====== Supplied information

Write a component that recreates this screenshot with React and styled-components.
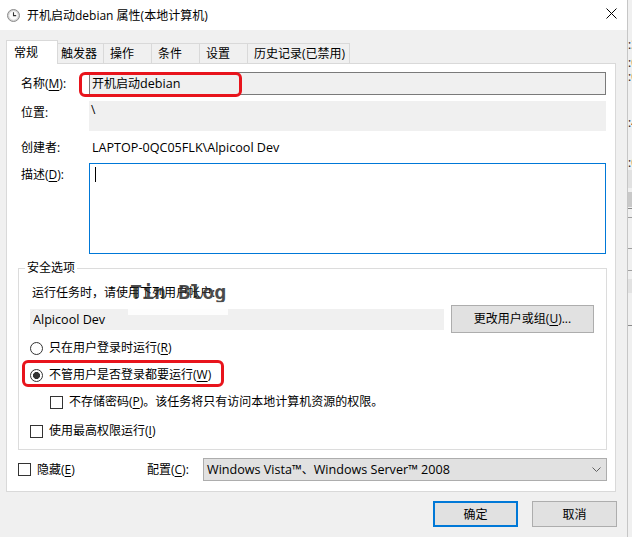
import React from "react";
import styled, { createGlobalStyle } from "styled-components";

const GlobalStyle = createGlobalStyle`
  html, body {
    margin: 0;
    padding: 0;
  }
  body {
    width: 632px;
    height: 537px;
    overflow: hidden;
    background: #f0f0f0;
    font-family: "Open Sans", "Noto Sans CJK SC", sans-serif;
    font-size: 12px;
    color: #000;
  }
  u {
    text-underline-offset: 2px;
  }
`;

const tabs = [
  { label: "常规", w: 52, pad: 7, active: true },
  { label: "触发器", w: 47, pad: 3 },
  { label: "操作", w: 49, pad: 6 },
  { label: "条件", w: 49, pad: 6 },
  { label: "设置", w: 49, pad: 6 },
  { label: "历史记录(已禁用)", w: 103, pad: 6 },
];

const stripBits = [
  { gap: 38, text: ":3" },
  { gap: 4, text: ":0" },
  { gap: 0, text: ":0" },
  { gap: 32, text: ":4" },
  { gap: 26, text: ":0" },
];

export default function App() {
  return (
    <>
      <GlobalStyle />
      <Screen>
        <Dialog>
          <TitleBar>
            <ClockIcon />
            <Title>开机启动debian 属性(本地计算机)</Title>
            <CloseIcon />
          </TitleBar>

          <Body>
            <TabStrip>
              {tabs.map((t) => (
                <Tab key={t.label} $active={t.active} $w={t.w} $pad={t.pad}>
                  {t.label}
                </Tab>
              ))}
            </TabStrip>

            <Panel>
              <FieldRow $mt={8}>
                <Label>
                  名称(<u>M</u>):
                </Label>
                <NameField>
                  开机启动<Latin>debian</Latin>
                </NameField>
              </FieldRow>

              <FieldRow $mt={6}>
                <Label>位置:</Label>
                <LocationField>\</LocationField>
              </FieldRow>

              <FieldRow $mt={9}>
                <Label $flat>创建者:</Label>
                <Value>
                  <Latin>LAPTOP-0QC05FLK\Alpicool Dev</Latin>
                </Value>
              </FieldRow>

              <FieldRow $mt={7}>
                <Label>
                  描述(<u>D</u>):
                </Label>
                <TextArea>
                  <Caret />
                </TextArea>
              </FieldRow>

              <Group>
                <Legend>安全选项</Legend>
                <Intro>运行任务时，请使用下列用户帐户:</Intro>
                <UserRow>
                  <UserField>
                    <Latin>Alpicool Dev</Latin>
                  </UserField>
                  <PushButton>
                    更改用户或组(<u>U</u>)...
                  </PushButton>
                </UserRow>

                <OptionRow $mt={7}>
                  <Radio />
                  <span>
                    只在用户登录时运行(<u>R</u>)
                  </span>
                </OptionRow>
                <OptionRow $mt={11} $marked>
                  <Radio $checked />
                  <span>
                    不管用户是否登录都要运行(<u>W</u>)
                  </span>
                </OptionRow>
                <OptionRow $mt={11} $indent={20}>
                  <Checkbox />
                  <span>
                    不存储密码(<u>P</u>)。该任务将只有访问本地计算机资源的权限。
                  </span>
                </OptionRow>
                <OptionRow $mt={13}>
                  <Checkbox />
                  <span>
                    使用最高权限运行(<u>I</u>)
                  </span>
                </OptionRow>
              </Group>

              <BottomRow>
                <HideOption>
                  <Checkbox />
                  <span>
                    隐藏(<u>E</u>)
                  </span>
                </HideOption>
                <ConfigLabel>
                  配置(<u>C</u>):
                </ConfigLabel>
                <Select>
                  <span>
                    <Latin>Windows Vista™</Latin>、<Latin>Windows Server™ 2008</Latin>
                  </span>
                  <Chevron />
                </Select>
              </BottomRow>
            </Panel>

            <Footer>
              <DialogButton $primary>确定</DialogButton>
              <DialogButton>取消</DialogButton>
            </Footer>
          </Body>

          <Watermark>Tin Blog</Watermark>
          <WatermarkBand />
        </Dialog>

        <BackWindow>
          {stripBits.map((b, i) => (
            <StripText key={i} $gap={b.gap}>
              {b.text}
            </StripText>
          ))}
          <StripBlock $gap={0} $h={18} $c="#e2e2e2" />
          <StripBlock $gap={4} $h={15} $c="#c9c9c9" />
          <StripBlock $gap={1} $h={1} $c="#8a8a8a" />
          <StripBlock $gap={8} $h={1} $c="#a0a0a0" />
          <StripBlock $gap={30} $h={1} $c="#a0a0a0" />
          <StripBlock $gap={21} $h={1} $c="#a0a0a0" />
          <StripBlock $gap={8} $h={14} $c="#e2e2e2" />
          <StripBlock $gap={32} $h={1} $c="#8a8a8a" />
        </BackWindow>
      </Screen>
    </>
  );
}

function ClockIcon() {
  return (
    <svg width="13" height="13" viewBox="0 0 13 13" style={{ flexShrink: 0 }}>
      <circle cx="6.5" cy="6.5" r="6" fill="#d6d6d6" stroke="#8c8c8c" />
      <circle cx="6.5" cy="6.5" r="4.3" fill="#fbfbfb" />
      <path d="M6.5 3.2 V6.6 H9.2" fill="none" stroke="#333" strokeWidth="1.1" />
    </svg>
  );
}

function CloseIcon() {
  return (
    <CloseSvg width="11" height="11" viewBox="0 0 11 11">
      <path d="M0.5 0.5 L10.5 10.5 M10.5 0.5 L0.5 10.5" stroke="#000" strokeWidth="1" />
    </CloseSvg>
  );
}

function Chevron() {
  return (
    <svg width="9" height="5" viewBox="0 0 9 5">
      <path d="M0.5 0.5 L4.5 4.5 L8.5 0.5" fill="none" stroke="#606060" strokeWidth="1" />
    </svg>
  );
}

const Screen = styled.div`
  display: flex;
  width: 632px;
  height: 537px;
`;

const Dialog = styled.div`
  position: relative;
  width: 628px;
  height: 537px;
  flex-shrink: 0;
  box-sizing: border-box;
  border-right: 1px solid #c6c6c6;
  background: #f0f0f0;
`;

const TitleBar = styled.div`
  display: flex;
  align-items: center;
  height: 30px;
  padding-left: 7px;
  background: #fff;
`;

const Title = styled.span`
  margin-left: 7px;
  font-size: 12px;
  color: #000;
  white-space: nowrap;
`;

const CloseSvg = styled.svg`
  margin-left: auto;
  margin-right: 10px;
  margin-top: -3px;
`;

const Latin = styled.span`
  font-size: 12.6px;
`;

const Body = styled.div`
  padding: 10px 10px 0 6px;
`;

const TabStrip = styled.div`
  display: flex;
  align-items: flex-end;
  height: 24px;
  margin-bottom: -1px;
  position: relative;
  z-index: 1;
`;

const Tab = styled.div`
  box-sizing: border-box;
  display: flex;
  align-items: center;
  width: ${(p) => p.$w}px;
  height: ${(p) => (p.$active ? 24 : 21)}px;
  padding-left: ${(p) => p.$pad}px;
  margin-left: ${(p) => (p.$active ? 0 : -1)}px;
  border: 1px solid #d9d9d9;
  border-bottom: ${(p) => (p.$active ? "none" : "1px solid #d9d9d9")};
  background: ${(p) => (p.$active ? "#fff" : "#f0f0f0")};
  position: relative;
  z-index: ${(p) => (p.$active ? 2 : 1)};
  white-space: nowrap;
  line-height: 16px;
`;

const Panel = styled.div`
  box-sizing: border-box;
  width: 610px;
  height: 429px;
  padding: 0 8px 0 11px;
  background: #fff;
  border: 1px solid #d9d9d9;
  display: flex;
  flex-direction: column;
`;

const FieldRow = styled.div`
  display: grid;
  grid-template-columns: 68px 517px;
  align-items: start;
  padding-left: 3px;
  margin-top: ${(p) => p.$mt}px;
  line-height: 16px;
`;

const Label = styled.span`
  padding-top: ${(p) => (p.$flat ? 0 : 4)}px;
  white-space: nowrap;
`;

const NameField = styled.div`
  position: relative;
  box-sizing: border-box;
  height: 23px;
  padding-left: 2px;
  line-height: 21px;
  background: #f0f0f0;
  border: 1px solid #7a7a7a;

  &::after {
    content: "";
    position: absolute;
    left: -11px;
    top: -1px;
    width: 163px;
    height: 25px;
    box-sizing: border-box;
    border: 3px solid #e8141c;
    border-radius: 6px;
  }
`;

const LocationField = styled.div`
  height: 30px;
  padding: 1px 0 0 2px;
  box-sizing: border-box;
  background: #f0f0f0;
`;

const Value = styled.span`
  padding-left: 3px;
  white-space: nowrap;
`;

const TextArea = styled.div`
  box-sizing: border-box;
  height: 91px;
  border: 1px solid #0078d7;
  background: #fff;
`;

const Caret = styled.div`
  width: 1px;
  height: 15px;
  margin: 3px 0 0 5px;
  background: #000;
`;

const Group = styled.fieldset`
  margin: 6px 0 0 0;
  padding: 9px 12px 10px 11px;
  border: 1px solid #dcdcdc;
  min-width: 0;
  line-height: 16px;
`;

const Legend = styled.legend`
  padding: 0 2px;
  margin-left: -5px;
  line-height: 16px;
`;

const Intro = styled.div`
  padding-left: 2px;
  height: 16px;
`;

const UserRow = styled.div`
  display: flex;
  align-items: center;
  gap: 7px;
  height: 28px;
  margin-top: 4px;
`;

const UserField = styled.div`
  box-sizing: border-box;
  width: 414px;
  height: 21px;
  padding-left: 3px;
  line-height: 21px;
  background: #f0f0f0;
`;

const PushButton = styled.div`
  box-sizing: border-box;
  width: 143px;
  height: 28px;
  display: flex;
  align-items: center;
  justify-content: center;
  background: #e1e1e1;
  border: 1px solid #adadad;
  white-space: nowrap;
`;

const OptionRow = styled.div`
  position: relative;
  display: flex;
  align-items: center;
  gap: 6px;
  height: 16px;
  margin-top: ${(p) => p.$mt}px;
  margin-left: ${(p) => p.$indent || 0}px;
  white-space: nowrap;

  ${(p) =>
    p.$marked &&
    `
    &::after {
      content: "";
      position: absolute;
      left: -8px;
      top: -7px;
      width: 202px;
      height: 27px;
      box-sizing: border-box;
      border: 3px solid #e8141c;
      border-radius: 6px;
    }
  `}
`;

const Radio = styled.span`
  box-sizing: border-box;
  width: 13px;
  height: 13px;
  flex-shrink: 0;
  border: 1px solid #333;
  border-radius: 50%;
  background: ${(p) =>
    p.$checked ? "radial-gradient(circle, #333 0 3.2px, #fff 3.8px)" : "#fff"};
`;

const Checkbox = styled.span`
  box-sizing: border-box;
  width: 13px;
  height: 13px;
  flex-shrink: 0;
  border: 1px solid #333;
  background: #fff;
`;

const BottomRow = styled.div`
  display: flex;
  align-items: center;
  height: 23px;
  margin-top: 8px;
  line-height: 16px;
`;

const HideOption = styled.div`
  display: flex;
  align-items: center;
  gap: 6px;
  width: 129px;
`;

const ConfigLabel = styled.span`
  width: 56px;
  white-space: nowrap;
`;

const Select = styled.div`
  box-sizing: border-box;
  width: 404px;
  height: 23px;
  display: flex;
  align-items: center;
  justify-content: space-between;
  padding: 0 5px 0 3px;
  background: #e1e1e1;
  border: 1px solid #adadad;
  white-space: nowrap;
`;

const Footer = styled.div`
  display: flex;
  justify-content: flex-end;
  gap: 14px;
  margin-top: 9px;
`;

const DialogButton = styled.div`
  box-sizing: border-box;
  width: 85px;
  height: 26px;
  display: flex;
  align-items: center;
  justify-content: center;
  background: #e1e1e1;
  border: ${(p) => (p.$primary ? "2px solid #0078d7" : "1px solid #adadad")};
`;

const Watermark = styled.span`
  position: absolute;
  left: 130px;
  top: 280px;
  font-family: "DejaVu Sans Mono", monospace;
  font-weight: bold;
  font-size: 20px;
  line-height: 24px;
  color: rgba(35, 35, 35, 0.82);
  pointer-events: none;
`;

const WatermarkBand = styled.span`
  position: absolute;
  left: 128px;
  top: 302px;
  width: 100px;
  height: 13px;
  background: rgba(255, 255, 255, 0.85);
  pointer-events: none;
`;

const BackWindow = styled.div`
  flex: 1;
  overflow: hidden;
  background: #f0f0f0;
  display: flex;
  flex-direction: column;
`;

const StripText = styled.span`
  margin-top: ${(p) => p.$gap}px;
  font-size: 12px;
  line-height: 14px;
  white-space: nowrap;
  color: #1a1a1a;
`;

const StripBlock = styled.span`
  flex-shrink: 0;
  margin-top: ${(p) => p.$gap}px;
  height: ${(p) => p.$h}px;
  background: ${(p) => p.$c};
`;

============

Exercise
Return the material line for line, from its beginning to the line that contains "</TabStrip>", with the pictures left out.

Output
Write a component that recreates this screenshot with React and styled-components.
import React from "react";
import styled, { createGlobalStyle } from "styled-components";

const GlobalStyle = createGlobalStyle`
  html, body {
    margin: 0;
    padding: 0;
  }
  body {
    width: 632px;
    height: 537px;
    overflow: hidden;
    background: #f0f0f0;
    font-family: "Open Sans", "Noto Sans CJK SC", sans-serif;
    font-size: 12px;
    color: #000;
  }
  u {
    text-underline-offset: 2px;
  }
`;

const tabs = [
  { label: "常规", w: 52, pad: 7, active: true },
  { label: "触发器", w: 47, pad: 3 },
  { label: "操作", w: 49, pad: 6 },
  { label: "条件", w: 49, pad: 6 },
  { label: "设置", w: 49, pad: 6 },
  { label: "历史记录(已禁用)", w: 103, pad: 6 },
];

const stripBits = [
  { gap: 38, text: ":3" },
  { gap: 4, text: ":0" },
  { gap: 0, text: ":0" },
  { gap: 32, text: ":4" },
  { gap: 26, text: ":0" },
];

export default function App() {
  return (
    <>
      <GlobalStyle />
      <Screen>
        <Dialog>
          <TitleBar>
            <ClockIcon />
            <Title>开机启动debian 属性(本地计算机)</Title>
            <CloseIcon />
          </TitleBar>

          <Body>
            <TabStrip>
              {tabs.map((t) => (
                <Tab key={t.label} $active={t.active} $w={t.w} $pad={t.pad}>
                  {t.label}
                </Tab>
              ))}
            </TabStrip>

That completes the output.